═══ Material provided

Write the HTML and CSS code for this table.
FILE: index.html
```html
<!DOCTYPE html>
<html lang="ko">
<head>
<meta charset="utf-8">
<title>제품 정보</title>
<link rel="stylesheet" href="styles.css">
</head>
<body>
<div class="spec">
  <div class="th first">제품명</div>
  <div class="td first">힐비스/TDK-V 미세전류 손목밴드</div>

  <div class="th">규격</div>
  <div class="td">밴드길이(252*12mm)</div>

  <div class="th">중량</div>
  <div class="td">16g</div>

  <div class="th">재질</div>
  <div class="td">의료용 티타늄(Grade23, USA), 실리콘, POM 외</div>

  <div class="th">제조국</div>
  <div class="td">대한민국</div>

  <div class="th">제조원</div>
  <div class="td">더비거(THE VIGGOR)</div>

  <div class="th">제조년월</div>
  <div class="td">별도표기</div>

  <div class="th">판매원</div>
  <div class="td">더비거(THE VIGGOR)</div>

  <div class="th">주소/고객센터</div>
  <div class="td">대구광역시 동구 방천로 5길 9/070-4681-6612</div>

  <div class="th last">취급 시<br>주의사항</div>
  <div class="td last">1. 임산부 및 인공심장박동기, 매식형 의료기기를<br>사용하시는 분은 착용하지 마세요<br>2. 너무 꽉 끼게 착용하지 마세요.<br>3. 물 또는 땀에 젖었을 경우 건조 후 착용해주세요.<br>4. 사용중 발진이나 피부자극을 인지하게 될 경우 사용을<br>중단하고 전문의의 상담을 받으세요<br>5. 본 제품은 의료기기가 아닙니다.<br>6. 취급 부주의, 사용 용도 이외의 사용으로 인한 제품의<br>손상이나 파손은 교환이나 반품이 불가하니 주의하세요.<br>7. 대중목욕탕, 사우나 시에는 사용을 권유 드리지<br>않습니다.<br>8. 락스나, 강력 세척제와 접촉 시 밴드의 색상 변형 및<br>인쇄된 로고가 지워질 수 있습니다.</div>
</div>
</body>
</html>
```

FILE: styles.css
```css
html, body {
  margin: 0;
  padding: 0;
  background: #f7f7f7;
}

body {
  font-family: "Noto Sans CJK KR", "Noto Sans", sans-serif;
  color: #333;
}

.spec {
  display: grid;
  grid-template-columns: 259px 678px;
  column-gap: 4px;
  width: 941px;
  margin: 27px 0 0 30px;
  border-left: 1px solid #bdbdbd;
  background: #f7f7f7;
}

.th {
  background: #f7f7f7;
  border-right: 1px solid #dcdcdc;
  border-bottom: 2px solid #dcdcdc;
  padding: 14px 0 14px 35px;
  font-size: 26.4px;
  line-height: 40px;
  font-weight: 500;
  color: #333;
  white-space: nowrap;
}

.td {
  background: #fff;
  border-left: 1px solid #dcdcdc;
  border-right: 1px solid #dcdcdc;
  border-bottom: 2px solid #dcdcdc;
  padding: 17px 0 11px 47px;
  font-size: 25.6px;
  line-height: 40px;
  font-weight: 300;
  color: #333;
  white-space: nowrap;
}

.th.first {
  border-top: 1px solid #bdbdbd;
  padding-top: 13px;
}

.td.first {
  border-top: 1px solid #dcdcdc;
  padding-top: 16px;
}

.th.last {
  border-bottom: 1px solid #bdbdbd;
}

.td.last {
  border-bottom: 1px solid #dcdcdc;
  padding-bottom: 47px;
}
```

══════
═══ Material provided

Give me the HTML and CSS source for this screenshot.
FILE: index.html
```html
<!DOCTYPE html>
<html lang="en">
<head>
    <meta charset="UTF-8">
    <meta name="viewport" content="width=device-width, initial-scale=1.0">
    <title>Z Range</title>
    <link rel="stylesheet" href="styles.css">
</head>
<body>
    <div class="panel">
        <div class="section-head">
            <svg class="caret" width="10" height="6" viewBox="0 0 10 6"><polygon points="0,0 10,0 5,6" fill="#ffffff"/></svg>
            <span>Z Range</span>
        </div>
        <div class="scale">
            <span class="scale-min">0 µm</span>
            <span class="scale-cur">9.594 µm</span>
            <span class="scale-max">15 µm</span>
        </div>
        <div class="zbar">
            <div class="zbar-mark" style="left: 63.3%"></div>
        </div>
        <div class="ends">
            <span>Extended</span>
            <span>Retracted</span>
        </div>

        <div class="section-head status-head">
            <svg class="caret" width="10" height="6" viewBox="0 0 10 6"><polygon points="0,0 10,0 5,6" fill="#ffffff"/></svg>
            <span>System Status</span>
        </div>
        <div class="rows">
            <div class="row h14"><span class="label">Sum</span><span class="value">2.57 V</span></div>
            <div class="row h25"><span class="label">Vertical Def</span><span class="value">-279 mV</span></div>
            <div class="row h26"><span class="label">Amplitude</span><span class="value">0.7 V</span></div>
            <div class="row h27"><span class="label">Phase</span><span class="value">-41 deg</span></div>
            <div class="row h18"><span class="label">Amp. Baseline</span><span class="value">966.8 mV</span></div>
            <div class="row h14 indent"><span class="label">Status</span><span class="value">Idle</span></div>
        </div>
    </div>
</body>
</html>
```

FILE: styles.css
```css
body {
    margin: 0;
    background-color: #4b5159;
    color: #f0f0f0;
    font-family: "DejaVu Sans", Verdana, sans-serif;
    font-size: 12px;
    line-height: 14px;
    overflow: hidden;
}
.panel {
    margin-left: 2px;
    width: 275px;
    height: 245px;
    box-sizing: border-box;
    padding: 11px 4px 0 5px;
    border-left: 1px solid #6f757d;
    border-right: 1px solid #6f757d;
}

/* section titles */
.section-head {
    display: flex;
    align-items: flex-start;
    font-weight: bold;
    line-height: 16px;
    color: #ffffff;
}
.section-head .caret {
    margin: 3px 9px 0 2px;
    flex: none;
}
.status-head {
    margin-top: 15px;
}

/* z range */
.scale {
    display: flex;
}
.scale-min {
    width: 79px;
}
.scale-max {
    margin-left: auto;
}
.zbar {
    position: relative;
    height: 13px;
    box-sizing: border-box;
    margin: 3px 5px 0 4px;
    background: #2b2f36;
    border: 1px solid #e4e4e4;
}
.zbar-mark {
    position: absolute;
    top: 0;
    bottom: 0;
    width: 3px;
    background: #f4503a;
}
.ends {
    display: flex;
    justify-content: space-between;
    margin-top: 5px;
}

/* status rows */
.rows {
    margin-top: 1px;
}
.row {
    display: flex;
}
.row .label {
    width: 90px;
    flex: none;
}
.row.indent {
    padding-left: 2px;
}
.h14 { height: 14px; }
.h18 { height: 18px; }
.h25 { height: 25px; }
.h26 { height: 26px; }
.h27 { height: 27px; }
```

══════

**Task instructions**:
Extract every line above that contains the word "this".

**Expected answer**:
Write the HTML and CSS code for this table.
Give me the HTML and CSS source for this screenshot.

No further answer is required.